----- Data section -----
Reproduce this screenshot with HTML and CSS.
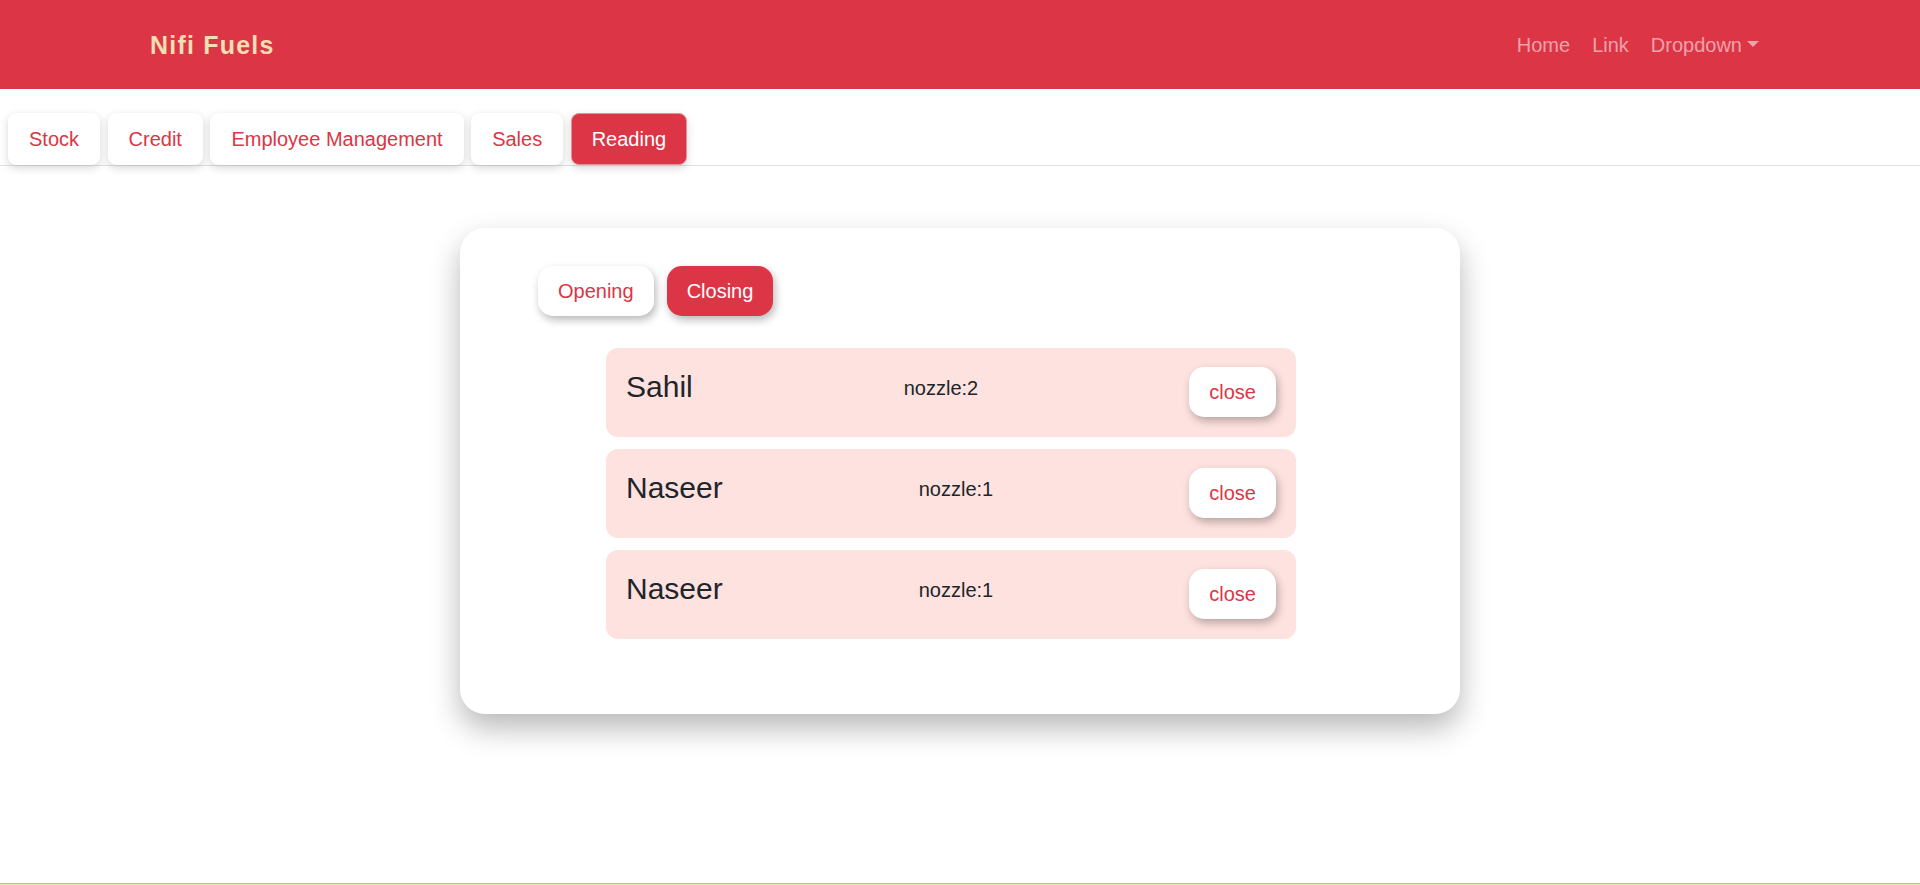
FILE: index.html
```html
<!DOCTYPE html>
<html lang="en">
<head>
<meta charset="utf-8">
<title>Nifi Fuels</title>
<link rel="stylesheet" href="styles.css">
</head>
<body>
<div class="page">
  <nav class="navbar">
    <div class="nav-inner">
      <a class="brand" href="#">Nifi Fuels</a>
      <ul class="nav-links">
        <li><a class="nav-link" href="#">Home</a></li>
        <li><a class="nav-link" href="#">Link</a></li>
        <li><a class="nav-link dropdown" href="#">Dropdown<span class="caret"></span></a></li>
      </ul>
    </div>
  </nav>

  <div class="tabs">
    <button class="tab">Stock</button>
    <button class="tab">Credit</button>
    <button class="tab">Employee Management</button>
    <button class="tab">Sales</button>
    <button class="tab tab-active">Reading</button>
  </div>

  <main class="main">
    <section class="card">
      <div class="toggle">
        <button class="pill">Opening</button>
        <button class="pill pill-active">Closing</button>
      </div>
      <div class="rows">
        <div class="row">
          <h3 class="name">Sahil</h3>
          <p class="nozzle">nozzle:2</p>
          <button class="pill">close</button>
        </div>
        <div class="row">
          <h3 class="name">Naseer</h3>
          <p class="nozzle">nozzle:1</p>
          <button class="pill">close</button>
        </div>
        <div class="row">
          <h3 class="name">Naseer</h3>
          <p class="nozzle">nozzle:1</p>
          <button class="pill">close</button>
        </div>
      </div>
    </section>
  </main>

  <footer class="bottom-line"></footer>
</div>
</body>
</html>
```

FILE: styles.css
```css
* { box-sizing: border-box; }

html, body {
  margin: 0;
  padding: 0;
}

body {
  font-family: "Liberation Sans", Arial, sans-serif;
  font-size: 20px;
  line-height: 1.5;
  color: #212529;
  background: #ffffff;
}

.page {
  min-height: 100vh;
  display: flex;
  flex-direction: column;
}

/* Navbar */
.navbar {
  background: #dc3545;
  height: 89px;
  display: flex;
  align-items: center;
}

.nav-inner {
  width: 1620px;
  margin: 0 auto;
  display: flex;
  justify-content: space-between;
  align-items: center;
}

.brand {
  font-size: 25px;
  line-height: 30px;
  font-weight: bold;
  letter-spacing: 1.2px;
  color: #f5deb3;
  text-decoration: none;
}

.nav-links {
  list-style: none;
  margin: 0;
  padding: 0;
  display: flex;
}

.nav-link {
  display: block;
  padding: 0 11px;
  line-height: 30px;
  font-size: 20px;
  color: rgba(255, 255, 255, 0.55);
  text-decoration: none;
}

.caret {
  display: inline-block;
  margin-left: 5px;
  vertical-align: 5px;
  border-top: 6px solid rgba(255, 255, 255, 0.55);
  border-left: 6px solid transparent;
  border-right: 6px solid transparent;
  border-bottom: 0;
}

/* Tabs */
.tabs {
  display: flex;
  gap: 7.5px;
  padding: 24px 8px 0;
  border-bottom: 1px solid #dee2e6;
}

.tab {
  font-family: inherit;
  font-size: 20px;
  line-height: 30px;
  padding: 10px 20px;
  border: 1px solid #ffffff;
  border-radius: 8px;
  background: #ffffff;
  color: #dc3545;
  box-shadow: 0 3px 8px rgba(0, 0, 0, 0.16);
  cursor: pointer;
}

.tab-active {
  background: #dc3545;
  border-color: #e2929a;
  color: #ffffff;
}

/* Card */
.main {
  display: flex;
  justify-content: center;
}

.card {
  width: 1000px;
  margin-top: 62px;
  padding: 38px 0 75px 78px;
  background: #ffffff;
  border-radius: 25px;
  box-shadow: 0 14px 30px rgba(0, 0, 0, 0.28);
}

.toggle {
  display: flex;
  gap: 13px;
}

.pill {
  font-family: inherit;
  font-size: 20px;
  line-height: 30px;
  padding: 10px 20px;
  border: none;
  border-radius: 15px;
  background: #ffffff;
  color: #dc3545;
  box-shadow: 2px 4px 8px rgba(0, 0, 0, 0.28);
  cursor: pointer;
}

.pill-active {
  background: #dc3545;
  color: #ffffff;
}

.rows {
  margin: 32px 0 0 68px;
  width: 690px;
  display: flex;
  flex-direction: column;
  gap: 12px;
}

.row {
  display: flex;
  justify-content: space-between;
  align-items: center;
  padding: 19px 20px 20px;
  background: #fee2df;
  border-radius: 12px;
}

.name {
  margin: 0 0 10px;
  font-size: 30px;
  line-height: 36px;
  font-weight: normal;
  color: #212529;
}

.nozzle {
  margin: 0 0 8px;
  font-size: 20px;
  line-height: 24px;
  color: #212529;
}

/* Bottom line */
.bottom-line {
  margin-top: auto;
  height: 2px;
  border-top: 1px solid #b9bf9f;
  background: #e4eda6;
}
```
-----
#### [Short task]
Except for the pictures, reproduce every line exactly.

#### [Final answer]
Reproduce this screenshot with HTML and CSS.
FILE: index.html
```html
<!DOCTYPE html>
<html lang="en">
<head>
<meta charset="utf-8">
<title>Nifi Fuels</title>
<link rel="stylesheet" href="styles.css">
</head>
<body>
<div class="page">
  <nav class="navbar">
    <div class="nav-inner">
      <a class="brand" href="#">Nifi Fuels</a>
      <ul class="nav-links">
        <li><a class="nav-link" href="#">Home</a></li>
        <li><a class="nav-link" href="#">Link</a></li>
        <li><a class="nav-link dropdown" href="#">Dropdown<span class="caret"></span></a></li>
      </ul>
    </div>
  </nav>

  <div class="tabs">
    <button class="tab">Stock</button>
    <button class="tab">Credit</button>
    <button class="tab">Employee Management</button>
    <button class="tab">Sales</button>
    <button class="tab tab-active">Reading</button>
  </div>

  <main class="main">
    <section class="card">
      <div class="toggle">
        <button class="pill">Opening</button>
        <button class="pill pill-active">Closing</button>
      </div>
      <div class="rows">
        <div class="row">
          <h3 class="name">Sahil</h3>
          <p class="nozzle">nozzle:2</p>
          <button class="pill">close</button>
        </div>
        <div class="row">
          <h3 class="name">Naseer</h3>
          <p class="nozzle">nozzle:1</p>
          <button class="pill">close</button>
        </div>
        <div class="row">
          <h3 class="name">Naseer</h3>
          <p class="nozzle">nozzle:1</p>
          <button class="pill">close</button>
        </div>
      </div>
    </section>
  </main>

  <footer class="bottom-line"></footer>
</div>
</body>
</html>
```

FILE: styles.css
```css
* { box-sizing: border-box; }

html, body {
  margin: 0;
  padding: 0;
}

body {
  font-family: "Liberation Sans", Arial, sans-serif;
  font-size: 20px;
  line-height: 1.5;
  color: #212529;
  background: #ffffff;
}

.page {
  min-height: 100vh;
  display: flex;
  flex-direction: column;
}

/* Navbar */
.navbar {
  background: #dc3545;
  height: 89px;
  display: flex;
  align-items: center;
}

.nav-inner {
  width: 1620px;
  margin: 0 auto;
  display: flex;
  justify-content: space-between;
  align-items: center;
}

.brand {
  font-size: 25px;
  line-height: 30px;
  font-weight: bold;
  letter-spacing: 1.2px;
  color: #f5deb3;
  text-decoration: none;
}

.nav-links {
  list-style: none;
  margin: 0;
  padding: 0;
  display: flex;
}

.nav-link {
  display: block;
  padding: 0 11px;
  line-height: 30px;
  font-size: 20px;
  color: rgba(255, 255, 255, 0.55);
  text-decoration: none;
}

.caret {
  display: inline-block;
  margin-left: 5px;
  vertical-align: 5px;
  border-top: 6px solid rgba(255, 255, 255, 0.55);
  border-left: 6px solid transparent;
  border-right: 6px solid transparent;
  border-bottom: 0;
}

/* Tabs */
.tabs {
  display: flex;
  gap: 7.5px;
  padding: 24px 8px 0;
  border-bottom: 1px solid #dee2e6;
}

.tab {
  font-family: inherit;
  font-size: 20px;
  line-height: 30px;
  padding: 10px 20px;
  border: 1px solid #ffffff;
  border-radius: 8px;
  background: #ffffff;
  color: #dc3545;
  box-shadow: 0 3px 8px rgba(0, 0, 0, 0.16);
  cursor: pointer;
}

.tab-active {
  background: #dc3545;
  border-color: #e2929a;
  color: #ffffff;
}

/* Card */
.main {
  display: flex;
  justify-content: center;
}

.card {
  width: 1000px;
  margin-top: 62px;
  padding: 38px 0 75px 78px;
  background: #ffffff;
  border-radius: 25px;
  box-shadow: 0 14px 30px rgba(0, 0, 0, 0.28);
}

.toggle {
  display: flex;
  gap: 13px;
}

.pill {
  font-family: inherit;
  font-size: 20px;
  line-height: 30px;
  padding: 10px 20px;
  border: none;
  border-radius: 15px;
  background: #ffffff;
  color: #dc3545;
  box-shadow: 2px 4px 8px rgba(0, 0, 0, 0.28);
  cursor: pointer;
}

.pill-active {
  background: #dc3545;
  color: #ffffff;
}

.rows {
  margin: 32px 0 0 68px;
  width: 690px;
  display: flex;
  flex-direction: column;
  gap: 12px;
}

.row {
  display: flex;
  justify-content: space-between;
  align-items: center;
  padding: 19px 20px 20px;
  background: #fee2df;
  border-radius: 12px;
}

.name {
  margin: 0 0 10px;
  font-size: 30px;
  line-height: 36px;
  font-weight: normal;
  color: #212529;
}

.nozzle {
  margin: 0 0 8px;
  font-size: 20px;
  line-height: 24px;
  color: #212529;
}

/* Bottom line */
.bottom-line {
  margin-top: auto;
  height: 2px;
  border-top: 1px solid #b9bf9f;
  background: #e4eda6;
}
```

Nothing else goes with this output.